The problem> Without changing a character, return the entries, but not the images they hold.

Data shown>
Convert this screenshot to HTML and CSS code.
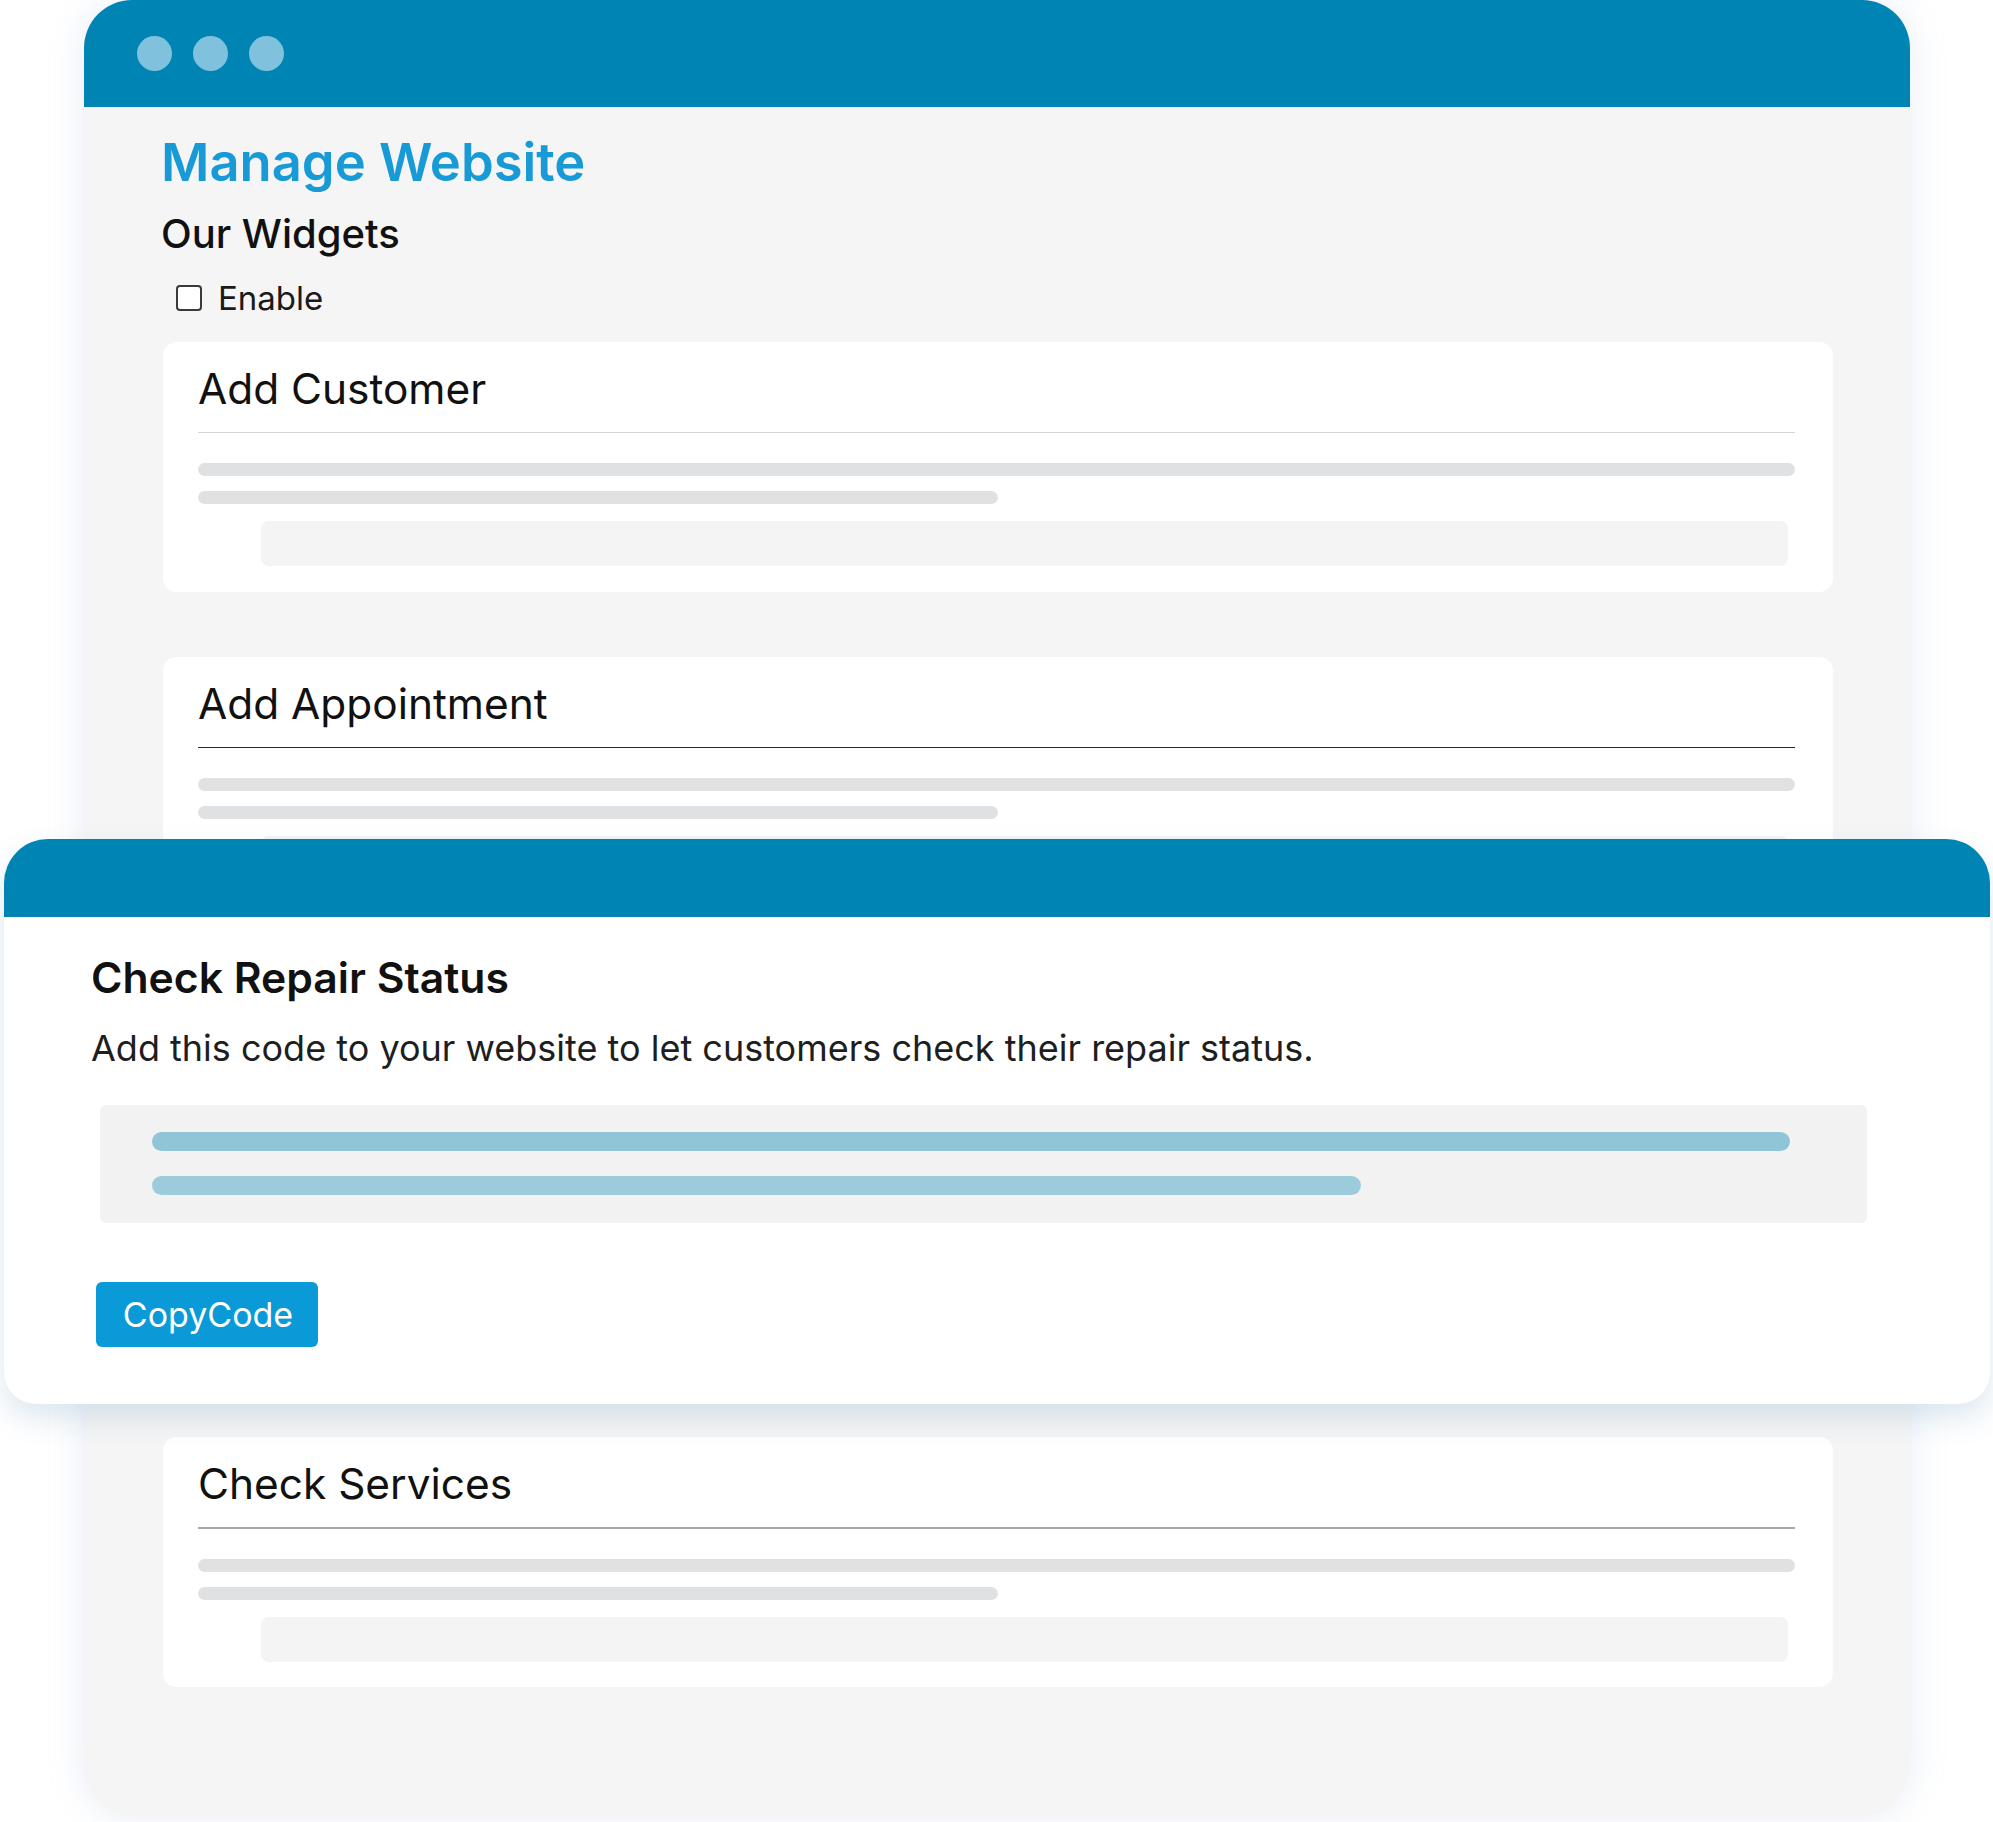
FILE: index.html
```html
<!DOCTYPE html>
<html lang="en">
<head>
<meta charset="utf-8">
<title>Manage Website</title>
<link rel="stylesheet" href="styles.css">
</head>
<body>
<div class="stage">
  <div class="back-window">
    <div class="win-header">
      <span class="dot"></span><span class="dot"></span><span class="dot"></span>
    </div>
    <div class="back-body">
      <h1 class="title">Manage Website</h1>
      <h2 class="subtitle">Our Widgets</h2>
      <label class="enable-row"><span class="checkbox"></span><span>Enable</span></label>

      <div class="card card-first">
        <h3 class="card-title">Add Customer</h3>
        <div class="divider divider-light"></div>
        <div class="bar bar-full"></div>
        <div class="bar bar-half"></div>
        <div class="field"></div>
      </div>

      <div class="card card-second">
        <h3 class="card-title">Add Appointment</h3>
        <div class="divider divider-dark"></div>
        <div class="bar bar-full"></div>
        <div class="bar bar-half"></div>
        <div class="field"></div>
      </div>

      <div class="card card-third">
        <h3 class="card-title">Check Services</h3>
        <div class="divider divider-mid"></div>
        <div class="bar bar-full"></div>
        <div class="bar bar-half"></div>
        <div class="field"></div>
      </div>
    </div>
  </div>

  <div class="front-window">
    <div class="front-header"></div>
    <div class="front-body">
      <h2 class="front-title">Check Repair Status</h2>
      <p class="front-desc">Add this code to your website to let customers check their repair status.</p>
      <div class="code-box">
        <div class="code-line code-line-long"></div>
        <div class="code-line code-line-short"></div>
      </div>
      <button class="copy-btn" type="button">CopyCode</button>
    </div>
  </div>
</div>
</body>
</html>
```

FILE: styles.css
```css
* { box-sizing: border-box; }

html, body {
  margin: 0;
  padding: 0;
  background: #ffffff;
}

body {
  font-family: Inter, "Noto Sans", "Liberation Sans", sans-serif;
  color: #111;
}

.stage {
  position: relative;
  width: 1993px;
  height: 1822px;
  overflow: hidden;
  background: #ffffff;
}

/* ---------- back window ---------- */
.back-window {
  margin-left: 84px;
  width: 1826px;
  height: 1817px;
  background: #f5f5f5;
  border-radius: 48px 48px 52px 52px;
  box-shadow: 0 0 36px rgba(150, 175, 215, 0.22);
  overflow: hidden;
  display: flex;
  flex-direction: column;
}

.win-header {
  height: 107px;
  flex: none;
  background: #0084b4;
  display: flex;
  align-items: center;
  gap: 21px;
  padding-left: 53px;
}

.dot {
  width: 35px;
  height: 35px;
  border-radius: 50%;
  background: #80c1dd;
}

.back-body {
  padding: 22px 77px 0 77px;
}

.title {
  margin: 0;
  font-size: 52.5px;
  line-height: 66px;
  font-weight: 600;
  color: #179ad6;
}

.subtitle {
  margin: 15px 0 0;
  font-size: 40px;
  line-height: 48px;
  font-weight: 500;
  color: #111;
}

.enable-row {
  margin-top: 20px;
  height: 40px;
  display: flex;
  align-items: center;
  gap: 16px;
  padding-left: 15px;
  font-size: 33px;
  color: #1a1a1a;
}

.checkbox {
  width: 26px;
  height: 26px;
  border: 2px solid #3a3a3a;
  border-radius: 4px;
  background: #fff;
}

/* ---------- cards ---------- */
.card {
  margin-left: 2px;
  width: 1670px;
  height: 250px;
  background: #ffffff;
  border-radius: 14px;
  padding: 21px 38px 25px 35px;
}

.card-first { margin-top: 24px; }
.card-second { margin-top: 65px; }
.card-third { margin-top: 530px; }

.card-title {
  margin: 0 0 17px;
  font-size: 42.4px;
  line-height: 52px;
  font-weight: 400;
  color: #111;
}

.divider { height: 1px; }
.divider-light { background: #d6d6d8; }
.divider-dark { background: #2a2a2a; }
.divider-mid { height: 2px; background: #a8a8a8; }

.bar {
  height: 13px;
  border-radius: 7px;
  background: #e0e1e2;
}

.bar-full { margin-top: 30px; width: 100%; }
.bar-half { margin-top: 15px; width: 800px; }

.field {
  margin: 17px 7px 0 63px;
  height: 45px;
  border-radius: 8px;
  background: #f4f4f5;
}

/* ---------- front window ---------- */
.front-window {
  position: absolute;
  left: 4px;
  top: 839px;
  width: 1986px;
  height: 565px;
  background: #ffffff;
  border-radius: 44px 44px 32px 32px;
  box-shadow: 0 14px 30px rgba(40, 110, 160, 0.16);
  overflow: hidden;
}

.front-header {
  height: 78px;
  background: #0084b4;
}

.front-body {
  padding: 36px 0 0 87px;
}

.front-title {
  margin: 0;
  font-size: 42.7px;
  line-height: 50px;
  font-weight: 600;
  color: #111;
}

.front-desc {
  margin: 23px 0 0;
  font-size: 36px;
  line-height: 44px;
  font-weight: 400;
  color: #1e1e1e;
}

.code-box {
  margin: 35px 0 0 9px;
  width: 1767px;
  height: 118px;
  border-radius: 6px;
  background: #f2f2f2;
  padding: 27px 0 0 52px;
  display: flex;
  flex-direction: column;
  gap: 25px;
}

.code-line {
  height: 19px;
  border-radius: 10px;
}

.code-line-long { width: 1638px; background: #90c5d8; }
.code-line-short { width: 1209px; background: #9ccbdc; }

.copy-btn {
  display: block;
  margin: 59px 0 0 5px;
  width: 222px;
  height: 65px;
  border: none;
  border-radius: 6px;
  background: #0a9ad8;
  color: #ffffff;
  font-family: Inter, "Noto Sans", "Liberation Sans", sans-serif;
  font-size: 34px;
  font-weight: 400;
  padding: 0 0 0 2px;
}
```
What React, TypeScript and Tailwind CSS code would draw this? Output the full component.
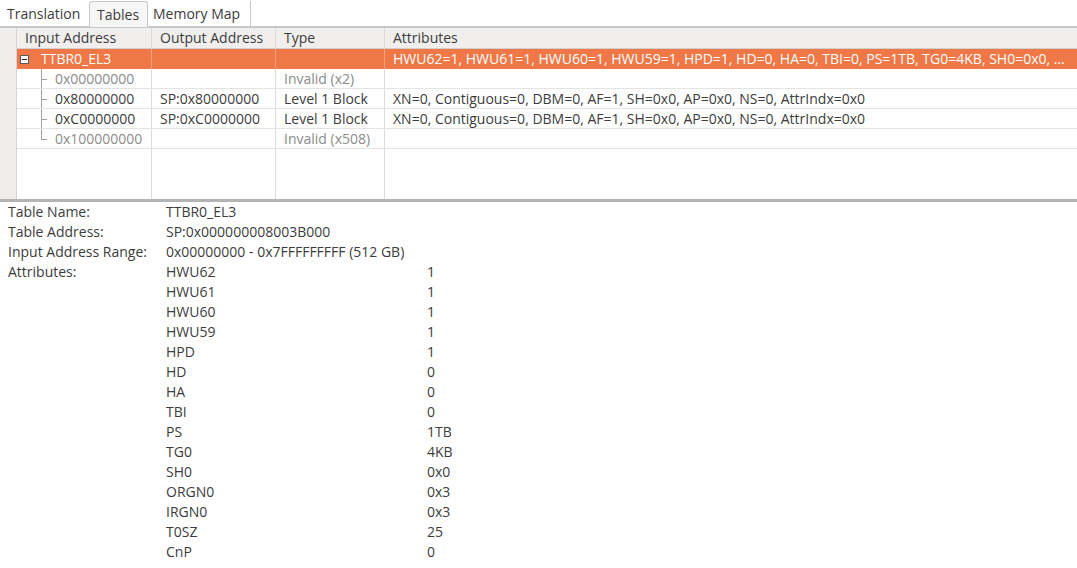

Task answer>
Convert this screenshot to HTML and CSS code.
FILE: index.html
```html
<!DOCTYPE html>
<html lang="en">
<head>
<meta charset="utf-8">
<title>Manage Website</title>
<link rel="stylesheet" href="styles.css">
</head>
<body>
<div class="stage">
  <div class="back-window">
    <div class="win-header">
      <span class="dot"></span><span class="dot"></span><span class="dot"></span>
    </div>
    <div class="back-body">
      <h1 class="title">Manage Website</h1>
      <h2 class="subtitle">Our Widgets</h2>
      <label class="enable-row"><span class="checkbox"></span><span>Enable</span></label>

      <div class="card card-first">
        <h3 class="card-title">Add Customer</h3>
        <div class="divider divider-light"></div>
        <div class="bar bar-full"></div>
        <div class="bar bar-half"></div>
        <div class="field"></div>
      </div>

      <div class="card card-second">
        <h3 class="card-title">Add Appointment</h3>
        <div class="divider divider-dark"></div>
        <div class="bar bar-full"></div>
        <div class="bar bar-half"></div>
        <div class="field"></div>
      </div>

      <div class="card card-third">
        <h3 class="card-title">Check Services</h3>
        <div class="divider divider-mid"></div>
        <div class="bar bar-full"></div>
        <div class="bar bar-half"></div>
        <div class="field"></div>
      </div>
    </div>
  </div>

  <div class="front-window">
    <div class="front-header"></div>
    <div class="front-body">
      <h2 class="front-title">Check Repair Status</h2>
      <p class="front-desc">Add this code to your website to let customers check their repair status.</p>
      <div class="code-box">
        <div class="code-line code-line-long"></div>
        <div class="code-line code-line-short"></div>
      </div>
      <button class="copy-btn" type="button">CopyCode</button>
    </div>
  </div>
</div>
</body>
</html>
```

FILE: styles.css
```css
* { box-sizing: border-box; }

html, body {
  margin: 0;
  padding: 0;
  background: #ffffff;
}

body {
  font-family: Inter, "Noto Sans", "Liberation Sans", sans-serif;
  color: #111;
}

.stage {
  position: relative;
  width: 1993px;
  height: 1822px;
  overflow: hidden;
  background: #ffffff;
}

/* ---------- back window ---------- */
.back-window {
  margin-left: 84px;
  width: 1826px;
  height: 1817px;
  background: #f5f5f5;
  border-radius: 48px 48px 52px 52px;
  box-shadow: 0 0 36px rgba(150, 175, 215, 0.22);
  overflow: hidden;
  display: flex;
  flex-direction: column;
}

.win-header {
  height: 107px;
  flex: none;
  background: #0084b4;
  display: flex;
  align-items: center;
  gap: 21px;
  padding-left: 53px;
}

.dot {
  width: 35px;
  height: 35px;
  border-radius: 50%;
  background: #80c1dd;
}

.back-body {
  padding: 22px 77px 0 77px;
}

.title {
  margin: 0;
  font-size: 52.5px;
  line-height: 66px;
  font-weight: 600;
  color: #179ad6;
}

.subtitle {
  margin: 15px 0 0;
  font-size: 40px;
  line-height: 48px;
  font-weight: 500;
  color: #111;
}

.enable-row {
  margin-top: 20px;
  height: 40px;
  display: flex;
  align-items: center;
  gap: 16px;
  padding-left: 15px;
  font-size: 33px;
  color: #1a1a1a;
}

.checkbox {
  width: 26px;
  height: 26px;
  border: 2px solid #3a3a3a;
  border-radius: 4px;
  background: #fff;
}

/* ---------- cards ---------- */
.card {
  margin-left: 2px;
  width: 1670px;
  height: 250px;
  background: #ffffff;
  border-radius: 14px;
  padding: 21px 38px 25px 35px;
}

.card-first { margin-top: 24px; }
.card-second { margin-top: 65px; }
.card-third { margin-top: 530px; }

.card-title {
  margin: 0 0 17px;
  font-size: 42.4px;
  line-height: 52px;
  font-weight: 400;
  color: #111;
}

.divider { height: 1px; }
.divider-light { background: #d6d6d8; }
.divider-dark { background: #2a2a2a; }
.divider-mid { height: 2px; background: #a8a8a8; }

.bar {
  height: 13px;
  border-radius: 7px;
  background: #e0e1e2;
}

.bar-full { margin-top: 30px; width: 100%; }
.bar-half { margin-top: 15px; width: 800px; }

.field {
  margin: 17px 7px 0 63px;
  height: 45px;
  border-radius: 8px;
  background: #f4f4f5;
}

/* ---------- front window ---------- */
.front-window {
  position: absolute;
  left: 4px;
  top: 839px;
  width: 1986px;
  height: 565px;
  background: #ffffff;
  border-radius: 44px 44px 32px 32px;
  box-shadow: 0 14px 30px rgba(40, 110, 160, 0.16);
  overflow: hidden;
}

.front-header {
  height: 78px;
  background: #0084b4;
}

.front-body {
  padding: 36px 0 0 87px;
}

.front-title {
  margin: 0;
  font-size: 42.7px;
  line-height: 50px;
  font-weight: 600;
  color: #111;
}

.front-desc {
  margin: 23px 0 0;
  font-size: 36px;
  line-height: 44px;
  font-weight: 400;
  color: #1e1e1e;
}

.code-box {
  margin: 35px 0 0 9px;
  width: 1767px;
  height: 118px;
  border-radius: 6px;
  background: #f2f2f2;
  padding: 27px 0 0 52px;
  display: flex;
  flex-direction: column;
  gap: 25px;
}

.code-line {
  height: 19px;
  border-radius: 10px;
}

.code-line-long { width: 1638px; background: #90c5d8; }
.code-line-short { width: 1209px; background: #9ccbdc; }

.copy-btn {
  display: block;
  margin: 59px 0 0 5px;
  width: 222px;
  height: 65px;
  border: none;
  border-radius: 6px;
  background: #0a9ad8;
  color: #ffffff;
  font-family: Inter, "Noto Sans", "Liberation Sans", sans-serif;
  font-size: 34px;
  font-weight: 400;
  padding: 0 0 0 2px;
}
```
What React, TypeScript and Tailwind CSS code would draw this? Output the full component.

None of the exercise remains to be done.